**Recorded data**
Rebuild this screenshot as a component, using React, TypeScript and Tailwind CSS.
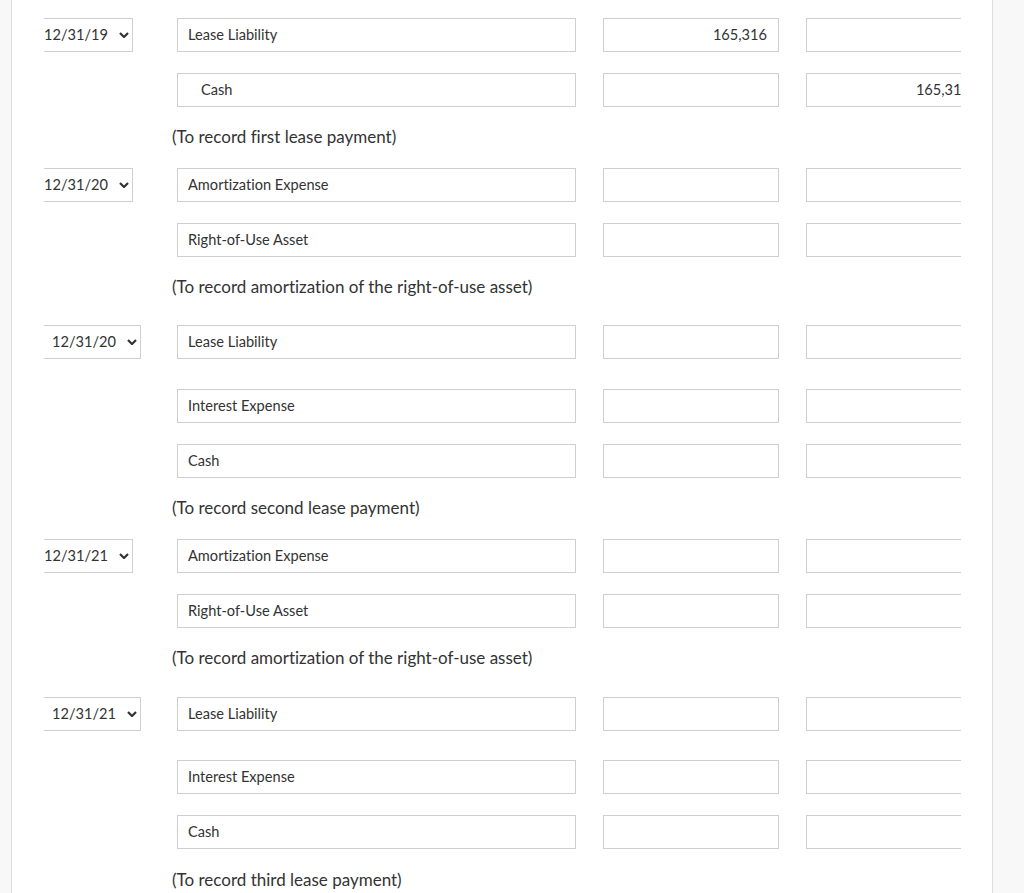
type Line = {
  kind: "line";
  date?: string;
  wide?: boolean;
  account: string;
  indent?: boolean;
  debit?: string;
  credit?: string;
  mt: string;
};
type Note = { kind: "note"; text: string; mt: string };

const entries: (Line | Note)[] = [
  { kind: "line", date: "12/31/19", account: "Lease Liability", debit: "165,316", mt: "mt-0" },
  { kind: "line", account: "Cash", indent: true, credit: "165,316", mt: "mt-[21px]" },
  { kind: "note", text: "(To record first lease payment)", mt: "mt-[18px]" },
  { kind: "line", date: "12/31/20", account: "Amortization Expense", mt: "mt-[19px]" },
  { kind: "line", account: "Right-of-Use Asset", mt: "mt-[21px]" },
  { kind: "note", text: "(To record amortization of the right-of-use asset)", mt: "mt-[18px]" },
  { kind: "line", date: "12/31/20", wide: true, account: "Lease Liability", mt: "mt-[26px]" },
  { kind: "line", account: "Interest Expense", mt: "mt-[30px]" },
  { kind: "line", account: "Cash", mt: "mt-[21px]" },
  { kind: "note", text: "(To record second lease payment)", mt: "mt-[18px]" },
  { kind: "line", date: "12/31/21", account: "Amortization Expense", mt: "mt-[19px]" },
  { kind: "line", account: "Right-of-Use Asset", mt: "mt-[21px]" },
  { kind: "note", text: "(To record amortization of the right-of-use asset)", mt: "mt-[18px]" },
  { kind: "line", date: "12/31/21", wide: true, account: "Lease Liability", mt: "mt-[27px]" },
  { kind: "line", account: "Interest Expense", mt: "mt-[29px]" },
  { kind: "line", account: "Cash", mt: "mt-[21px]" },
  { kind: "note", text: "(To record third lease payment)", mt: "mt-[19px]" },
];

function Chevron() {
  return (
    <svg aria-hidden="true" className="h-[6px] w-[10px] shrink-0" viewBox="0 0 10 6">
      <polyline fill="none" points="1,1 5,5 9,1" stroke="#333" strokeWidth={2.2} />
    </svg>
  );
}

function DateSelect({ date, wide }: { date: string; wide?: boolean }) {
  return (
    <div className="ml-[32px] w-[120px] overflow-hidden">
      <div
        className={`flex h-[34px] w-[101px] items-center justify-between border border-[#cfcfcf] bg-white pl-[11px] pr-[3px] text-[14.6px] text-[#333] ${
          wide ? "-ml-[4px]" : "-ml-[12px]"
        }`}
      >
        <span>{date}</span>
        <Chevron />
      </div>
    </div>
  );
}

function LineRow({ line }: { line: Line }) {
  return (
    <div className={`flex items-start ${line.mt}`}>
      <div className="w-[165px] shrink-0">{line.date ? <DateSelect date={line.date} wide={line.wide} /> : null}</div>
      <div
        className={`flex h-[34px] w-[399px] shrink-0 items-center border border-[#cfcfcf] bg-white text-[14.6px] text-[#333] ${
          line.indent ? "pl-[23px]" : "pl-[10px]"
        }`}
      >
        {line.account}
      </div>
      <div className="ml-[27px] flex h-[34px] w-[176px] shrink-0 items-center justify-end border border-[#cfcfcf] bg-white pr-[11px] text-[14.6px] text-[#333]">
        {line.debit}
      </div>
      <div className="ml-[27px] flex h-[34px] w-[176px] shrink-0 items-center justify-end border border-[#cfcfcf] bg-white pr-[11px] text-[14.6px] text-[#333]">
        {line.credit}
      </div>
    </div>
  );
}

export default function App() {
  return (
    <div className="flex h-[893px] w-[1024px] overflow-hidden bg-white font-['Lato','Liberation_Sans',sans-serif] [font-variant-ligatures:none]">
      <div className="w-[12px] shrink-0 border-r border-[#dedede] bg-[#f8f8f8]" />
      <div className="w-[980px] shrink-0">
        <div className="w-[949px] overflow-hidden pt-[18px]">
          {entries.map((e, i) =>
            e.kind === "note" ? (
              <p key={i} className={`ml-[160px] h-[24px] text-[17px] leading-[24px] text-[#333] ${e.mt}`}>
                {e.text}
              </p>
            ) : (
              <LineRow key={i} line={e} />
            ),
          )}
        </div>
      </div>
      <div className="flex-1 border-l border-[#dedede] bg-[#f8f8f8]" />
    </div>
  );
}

**Task directions**
Keep every word of the data as it is when you write it out, but drop the pictures.

**Exercise result**
Rebuild this screenshot as a component, using React, TypeScript and Tailwind CSS.
type Line = {
  kind: "line";
  date?: string;
  wide?: boolean;
  account: string;
  indent?: boolean;
  debit?: string;
  credit?: string;
  mt: string;
};
type Note = { kind: "note"; text: string; mt: string };

const entries: (Line | Note)[] = [
  { kind: "line", date: "12/31/19", account: "Lease Liability", debit: "165,316", mt: "mt-0" },
  { kind: "line", account: "Cash", indent: true, credit: "165,316", mt: "mt-[21px]" },
  { kind: "note", text: "(To record first lease payment)", mt: "mt-[18px]" },
  { kind: "line", date: "12/31/20", account: "Amortization Expense", mt: "mt-[19px]" },
  { kind: "line", account: "Right-of-Use Asset", mt: "mt-[21px]" },
  { kind: "note", text: "(To record amortization of the right-of-use asset)", mt: "mt-[18px]" },
  { kind: "line", date: "12/31/20", wide: true, account: "Lease Liability", mt: "mt-[26px]" },
  { kind: "line", account: "Interest Expense", mt: "mt-[30px]" },
  { kind: "line", account: "Cash", mt: "mt-[21px]" },
  { kind: "note", text: "(To record second lease payment)", mt: "mt-[18px]" },
  { kind: "line", date: "12/31/21", account: "Amortization Expense", mt: "mt-[19px]" },
  { kind: "line", account: "Right-of-Use Asset", mt: "mt-[21px]" },
  { kind: "note", text: "(To record amortization of the right-of-use asset)", mt: "mt-[18px]" },
  { kind: "line", date: "12/31/21", wide: true, account: "Lease Liability", mt: "mt-[27px]" },
  { kind: "line", account: "Interest Expense", mt: "mt-[29px]" },
  { kind: "line", account: "Cash", mt: "mt-[21px]" },
  { kind: "note", text: "(To record third lease payment)", mt: "mt-[19px]" },
];

function Chevron() {
  return (
    <svg aria-hidden="true" className="h-[6px] w-[10px] shrink-0" viewBox="0 0 10 6">
      <polyline fill="none" points="1,1 5,5 9,1" stroke="#333" strokeWidth={2.2} />
    </svg>
  );
}

function DateSelect({ date, wide }: { date: string; wide?: boolean }) {
  return (
    <div className="ml-[32px] w-[120px] overflow-hidden">
      <div
        className={`flex h-[34px] w-[101px] items-center justify-between border border-[#cfcfcf] bg-white pl-[11px] pr-[3px] text-[14.6px] text-[#333] ${
          wide ? "-ml-[4px]" : "-ml-[12px]"
        }`}
      >
        <span>{date}</span>
        <Chevron />
      </div>
    </div>
  );
}

function LineRow({ line }: { line: Line }) {
  return (
    <div className={`flex items-start ${line.mt}`}>
      <div className="w-[165px] shrink-0">{line.date ? <DateSelect date={line.date} wide={line.wide} /> : null}</div>
      <div
        className={`flex h-[34px] w-[399px] shrink-0 items-center border border-[#cfcfcf] bg-white text-[14.6px] text-[#333] ${
          line.indent ? "pl-[23px]" : "pl-[10px]"
        }`}
      >
        {line.account}
      </div>
      <div className="ml-[27px] flex h-[34px] w-[176px] shrink-0 items-center justify-end border border-[#cfcfcf] bg-white pr-[11px] text-[14.6px] text-[#333]">
        {line.debit}
      </div>
      <div className="ml-[27px] flex h-[34px] w-[176px] shrink-0 items-center justify-end border border-[#cfcfcf] bg-white pr-[11px] text-[14.6px] text-[#333]">
        {line.credit}
      </div>
    </div>
  );
}

export default function App() {
  return (
    <div className="flex h-[893px] w-[1024px] overflow-hidden bg-white font-['Lato','Liberation_Sans',sans-serif] [font-variant-ligatures:none]">
      <div className="w-[12px] shrink-0 border-r border-[#dedede] bg-[#f8f8f8]" />
      <div className="w-[980px] shrink-0">
        <div className="w-[949px] overflow-hidden pt-[18px]">
          {entries.map((e, i) =>
            e.kind === "note" ? (
              <p key={i} className={`ml-[160px] h-[24px] text-[17px] leading-[24px] text-[#333] ${e.mt}`}>
                {e.text}
              </p>
            ) : (
              <LineRow key={i} line={e} />
            ),
          )}
        </div>
      </div>
      <div className="flex-1 border-l border-[#dedede] bg-[#f8f8f8]" />
    </div>
  );
}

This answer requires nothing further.